La forme urbaine doit ampli­fier le désir d’habiter dans le conti­nuum des exi­gences envi­ron­ne­men­tales et sociales, et des champs ouverts par l’innovation – de « l’ubérisation » de la ville à la digi­ta­li­sa­tion du loge­ment – qui méritent d’être examinés du point de vue de leur poten­tiel de faci­li­ta­tion de la vie quo­ti­dienne, mais aus­si d’augmentation du lien social. L’intensité se mesure à la capa­cité des ter­ri­toires à répondre aux besoins des habi­tants, aux vibra­tions du quo­ti­dien, et à se trans­for­mer rapi­de­ment. Elle est ancrée dans la réversibilité.

L’habitabilité des ter­ri­toires repose sur la trans­for­ma­tion de la poli­tique du loge­ment en une poli­tique plus glo­bale du cadre de vie et de l’habitat qui intègre les espaces publics, les équipements de proxi­mité, l’animation cultu­relle, la vie asso­cia­tive, le fonc­tion­ne­ment urbain au quo­ti­dien et la dyna­mique de l’estime des habitants.

Les exi­gences réglementaires et citoyennes pour la sobriété foncière et énergétique, la préservation de la bio­di­ver­sité mobi­lisent les acteurs de la pro­duc­tion de la ville sur tous les fronts – économie des sols, régénération des villes, décarbonation des construc­tions – en vue de la requa­li­fi­ca­tion de leur offre.

Le res­pect et la mag­ni­fi­ca­tion du cadre de vie – et à tra­vers lui de la planète –, la fabri­ca­tion de la ville inclu­sive ne sont plus des options. Et le ter­rain de jeu est immense : mobi­li­sa­tion des délaissés et lutte contre l’habitat indigne en cœur de ville, réinvestissement des quar­tiers de poli­tique de la ville, den­si­fi­ca­tion des lotis­se­ments, trans­for­ma­tion des espaces d’activités.

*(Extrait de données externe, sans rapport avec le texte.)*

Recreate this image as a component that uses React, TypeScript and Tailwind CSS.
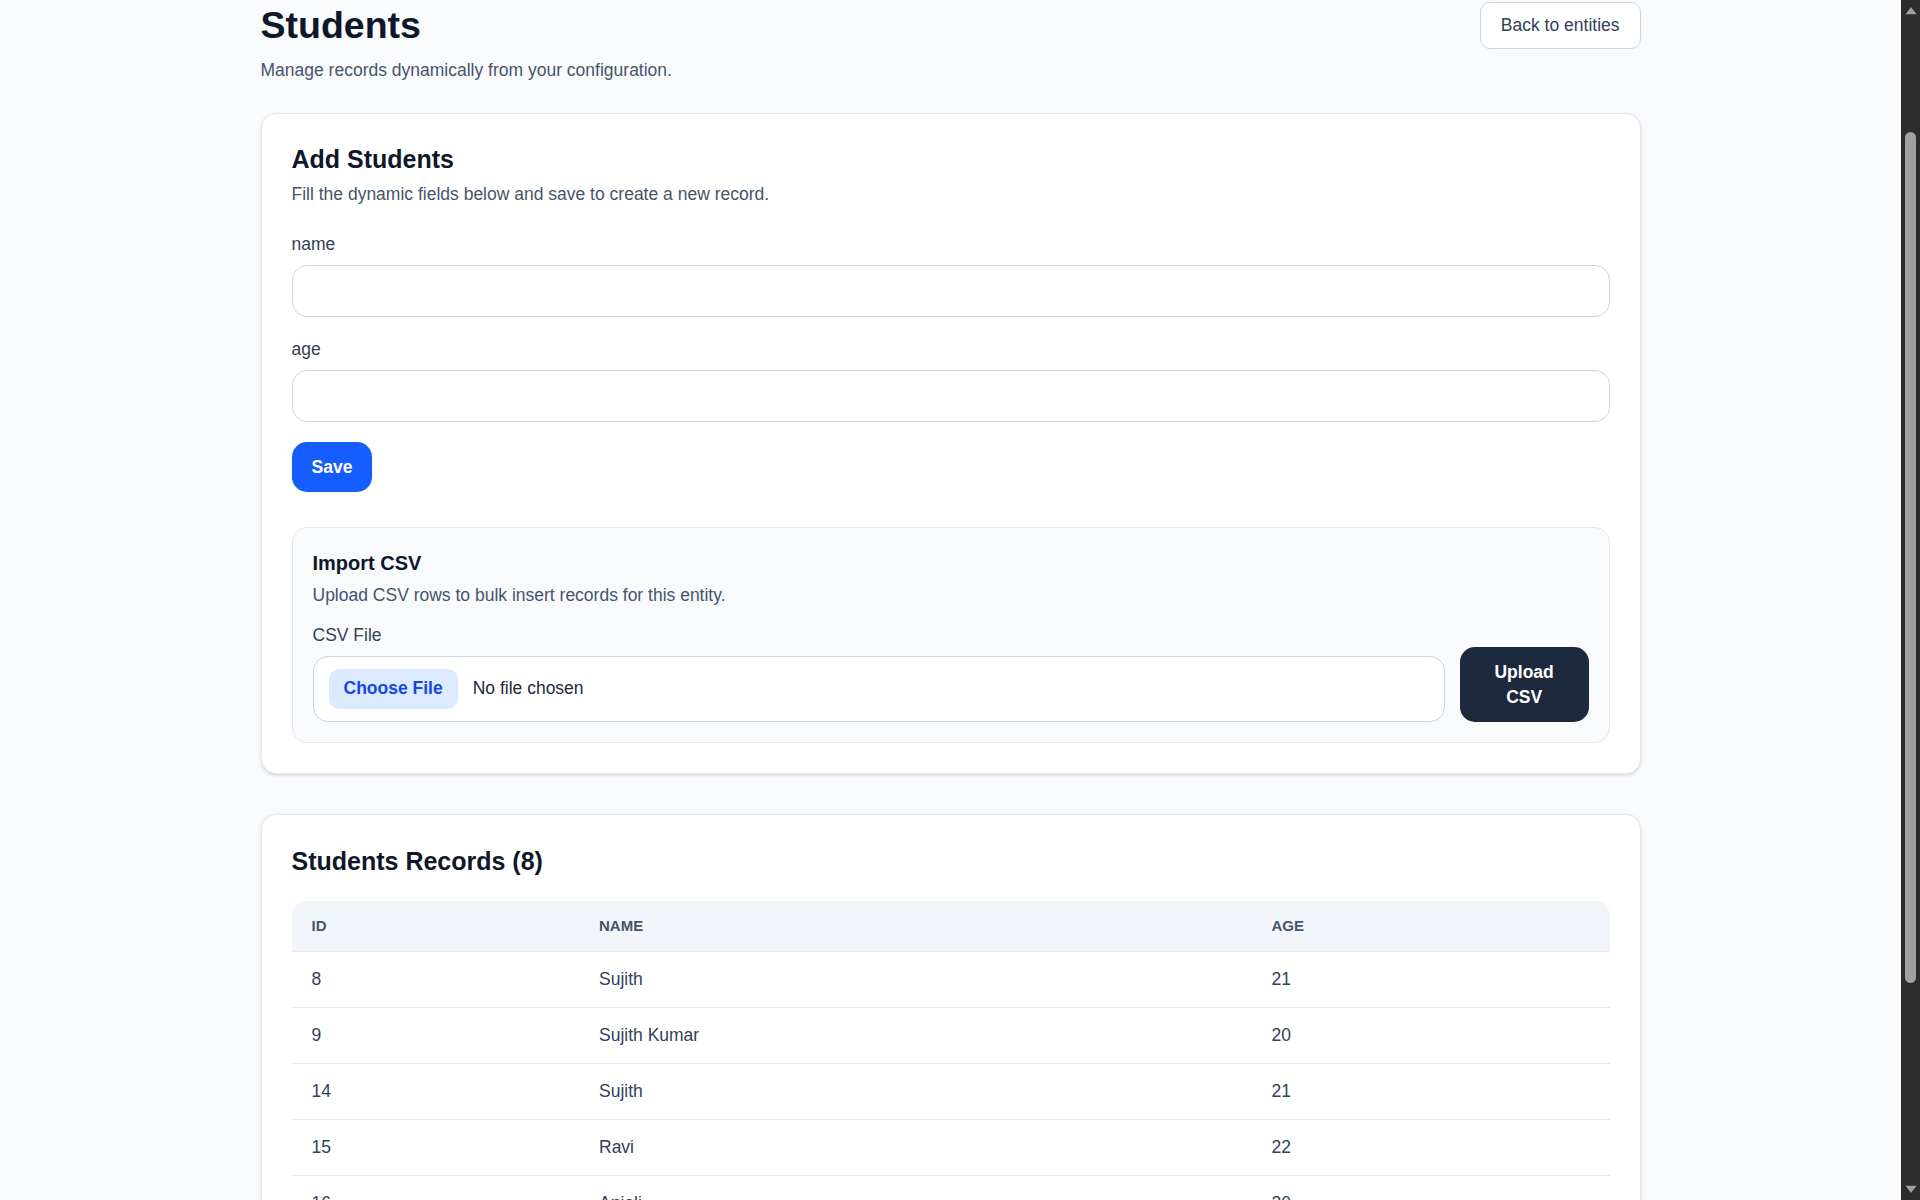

S’il fau­dra, pour y par­ve­nir, dépasser cer­tains écueils, comme la ques­tion du coût fon­cier qui doit être tota­le­ment réenvisagée afin d’aboutir à des mécanismes de régulation qui per­mettent de com­pen­ser cer­taines charges par des limites aux plus-values ; le loge­ment s’impose comme le fac­teur décisif de l’urbanité à l’intérieur des villes et des ter­ri­toires, au cœur de la réconciliation de l’organisation de l’espace et des har­mo­nies humaines.